Ingredients:

  • 4 slices bacon, diced (120g)
  • 1 medium yellow onion, chopped (150g)
  • 2 carrots, peeled and diced (120g)
  • 2 celery stalks, diced (120g)
  • 2 cloves garlic, minced (6g)
  • 4 cups chicken broth (960ml)
  • 1.5 lbs boneless, skinless chicken breasts, cut into 1-inch cubes (680g)
  • 1 teaspoon dried thyme (5ml)
  • 1/2 teaspoon smoked paprika (2.5ml)
  • 1/4 teaspoon cayenne pepper (1.25ml - optional)
  • 1.5 lbs Yukon gold potatoes, peeled and diced (680g)
  • 2 cups frozen corn kernels (240g)
  • 1 cup heavy cream (240ml)
  • 1/4 cup chopped fresh parsley, for garnish (optional) (15g)
  • Salt and freshly ground black pepper, to taste

Instructions:

  1. Cook diced bacon in the Dutch oven over medium heat until crisp.
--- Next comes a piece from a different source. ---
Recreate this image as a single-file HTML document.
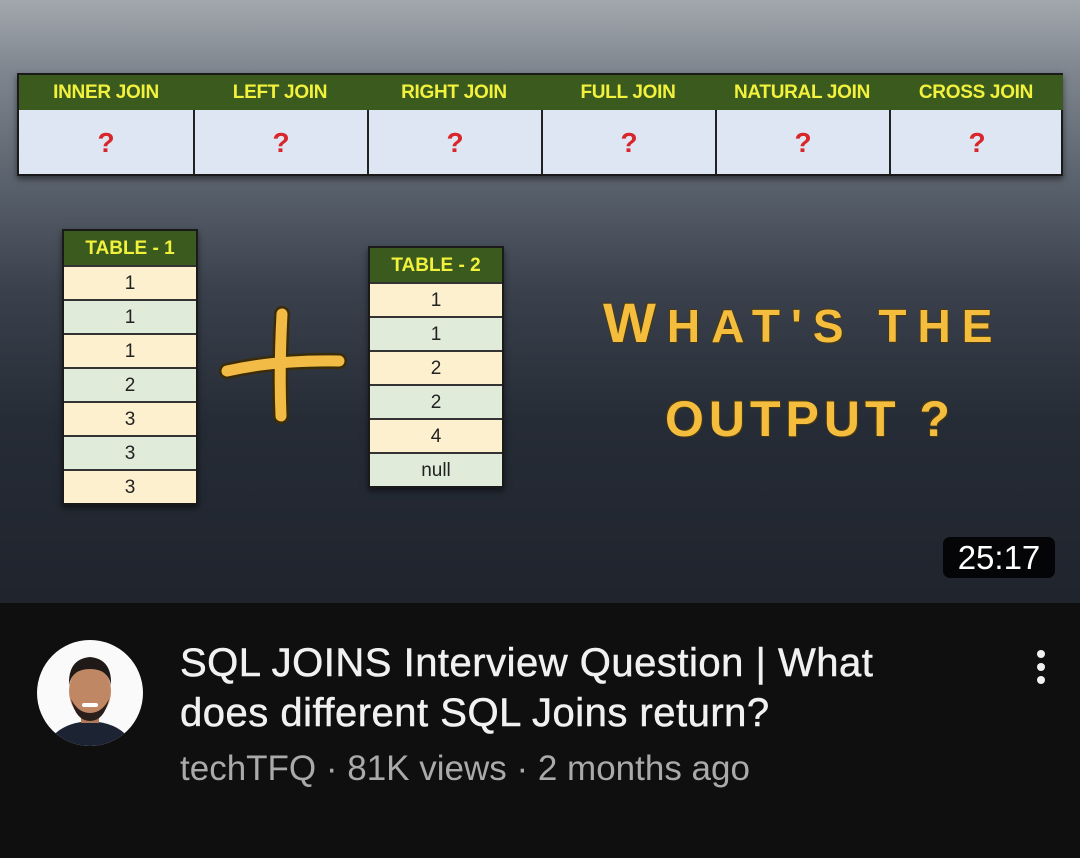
<!DOCTYPE html>
<html><head><meta charset="utf-8"><style>
*{margin:0;padding:0;box-sizing:border-box}
body{width:1080px;height:858px;overflow:hidden;background:#0f0f0f;font-family:"Liberation Sans",sans-serif;position:relative}
.thumb{position:absolute;left:0;top:0;width:1080px;height:603px;background:linear-gradient(180deg,#a3a8ae 0%,#7e858e 12%,#5a626d 30%,#3a414c 48%,#262c36 70%,#1f242d 100%)}
.ab{position:absolute}
.top{left:17px;top:73px;width:1046px;height:103px;border:2px solid #1a1a1a;background:#dde6f2;box-shadow:0 3px 6px rgba(0,0,0,.5)}
.top .h{position:absolute;top:0;height:35px;width:174px;background:#3b5a1e;color:#f2f23c;font:bold 19px "Liberation Sans Narrow","Liberation Sans",sans-serif;text-align:center;line-height:36px;letter-spacing:-.3px}
.top .c{position:absolute;top:35px;height:64px;width:174px;border-left:2px solid #222;color:#d8262b;font:bold 28px "Liberation Sans",sans-serif;text-align:center;line-height:66px}
.tb{border:2px solid #1a1a1a;width:136px;box-shadow:0 3px 6px rgba(0,0,0,.5);background:#fdf0cf}
.tb .hd{height:34px;background:#3b5a1e;color:#f2f23c;font:bold 19px "Liberation Sans Narrow","Liberation Sans",sans-serif;text-align:center;line-height:35px}
.tb .r{height:34px;border-top:2px solid #333;text-align:center;font:19px "Liberation Sans",sans-serif;color:#222;line-height:33px}
.y{background:#fdf0cf}.g{background:#e1ebda}
.gold{color:#f5bd3e;font-weight:bold;font-family:"Liberation Sans",sans-serif;text-shadow:1px 1px 0 #4a3a10,-1px -1px 0 #4a3a10}
</style></head><body>
<div class="thumb"></div>
<div class="ab top">
<div class="h" style="left:0">INNER JOIN</div><div class="h" style="left:174px">LEFT JOIN</div><div class="h" style="left:348px">RIGHT JOIN</div><div class="h" style="left:522px">FULL JOIN</div><div class="h" style="left:696px">NATURAL JOIN</div><div class="h" style="left:870px">CROSS JOIN</div>
<div class="c" style="left:0;border-left:none">?</div><div class="c" style="left:174px">?</div><div class="c" style="left:348px">?</div><div class="c" style="left:522px">?</div><div class="c" style="left:696px">?</div><div class="c" style="left:870px">?</div>
</div>
<div class="ab tb" style="left:62px;top:229px">
<div class="hd">TABLE - 1</div>
<div class="r y">1</div><div class="r g">1</div><div class="r y">1</div><div class="r g">2</div><div class="r y">3</div><div class="r g">3</div><div class="r y">3</div>
</div>
<div class="ab tb" style="left:368px;top:246px">
<div class="hd">TABLE - 2</div>
<div class="r y">1</div><div class="r g">1</div><div class="r y">2</div><div class="r g">2</div><div class="r y">4</div><div class="r g">null</div>
</div>
<svg class="ab" style="left:215px;top:300px" width="135" height="130"><g stroke="#3a2c08" stroke-width="16" stroke-linecap="round" fill="none"><path d="M12 71 Q60 60 124 61"/><path d="M67 14 Q64 70 66 116"/></g><g stroke="#f2bb45" stroke-width="11" stroke-linecap="round" fill="none"><path d="M12 71 Q60 60 124 61"/><path d="M67 14 Q64 70 66 116"/></g></svg>
<div class="ab gold" style="left:603px;top:290px;font-size:56px;letter-spacing:11px;white-space:nowrap">W<span style="font-size:46px">HAT'S THE</span></div>
<div class="ab gold" style="left:665px;top:390px;font-size:50px;letter-spacing:5px;white-space:nowrap">OUTPUT ?</div>
<div class="ab" style="left:943px;top:537px;width:112px;height:41px;background:rgba(0,0,0,.85);border-radius:7px;color:#fff;font-size:33px;text-align:center;line-height:41px">25:17</div>
<svg class="ab" style="left:36px;top:639px" width="108" height="108"><defs><clipPath id="cp"><circle cx="54" cy="54" r="53"/></clipPath></defs><g clip-path="url(#cp)"><rect width="108" height="108" fill="#fafafa"/><path d="M10 108 Q20 84 54 82 Q88 84 98 108Z" fill="#1c2333"/><rect x="45" y="68" width="18" height="16" fill="#b07a5a"/><ellipse cx="54" cy="52" rx="21" ry="27" fill="#c08765"/><path d="M33 46 Q32 20 54 18 Q76 20 75 46 Q72 30 54 30 Q36 30 33 46Z" fill="#1f1a18"/><path d="M35 60 Q40 82 54 82 Q68 82 73 60 Q66 74 54 74 Q42 74 35 60Z" fill="#2a1f1a"/><rect x="46" y="64" width="16" height="4" rx="2" fill="#fff"/></g></svg>
<div class="ab" style="left:180px;top:638px;color:#f1f1f1;font-size:40px;line-height:50px;letter-spacing:.5px;-webkit-text-stroke:.5px #f1f1f1;white-space:nowrap">SQL JOINS Interview Question | What<br>does different SQL Joins return?</div>
<div class="ab" style="left:180px;top:749px;color:#aaaaaa;font-size:35px;white-space:nowrap">techTFQ · 81K views · 2 months ago</div>
<div class="ab" style="left:1037px;top:650px;width:8px;height:8px;border-radius:50%;background:#f1f1f1"></div>
<div class="ab" style="left:1037px;top:663px;width:8px;height:8px;border-radius:50%;background:#f1f1f1"></div>
<div class="ab" style="left:1037px;top:676px;width:8px;height:8px;border-radius:50%;background:#f1f1f1"></div>
</body></html>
Remove bacon with a slotted spoon and set aside, reserving bacon fat in the pot.
  2. Add chopped onion, carrots, and celery to the pot with the bacon fat. Sauté until softened, about 5-7 minutes. Add minced garlic and cook for another minute until fragrant.
  3. Pour in the chicken broth, add chicken cubes, thyme, smoked paprika, and cayenne pepper (if using). Bring to a simmer.
  4. Reduce heat and simmer for 10-12 minutes, or until chicken is cooked through (internal temperature of 165°F/74°C).
  5. Add diced potatoes to the chowder. Simmer until the potatoes are tender, about 10-15 minutes.
  6. Stir in frozen corn kernels and heavy cream. Heat through, but do not boil.
  7. Season with salt and pepper to taste. Ladle into bowls and garnish with reserved bacon and fresh parsley (if using). Enjoy this delicious Corn Chicken Chowder.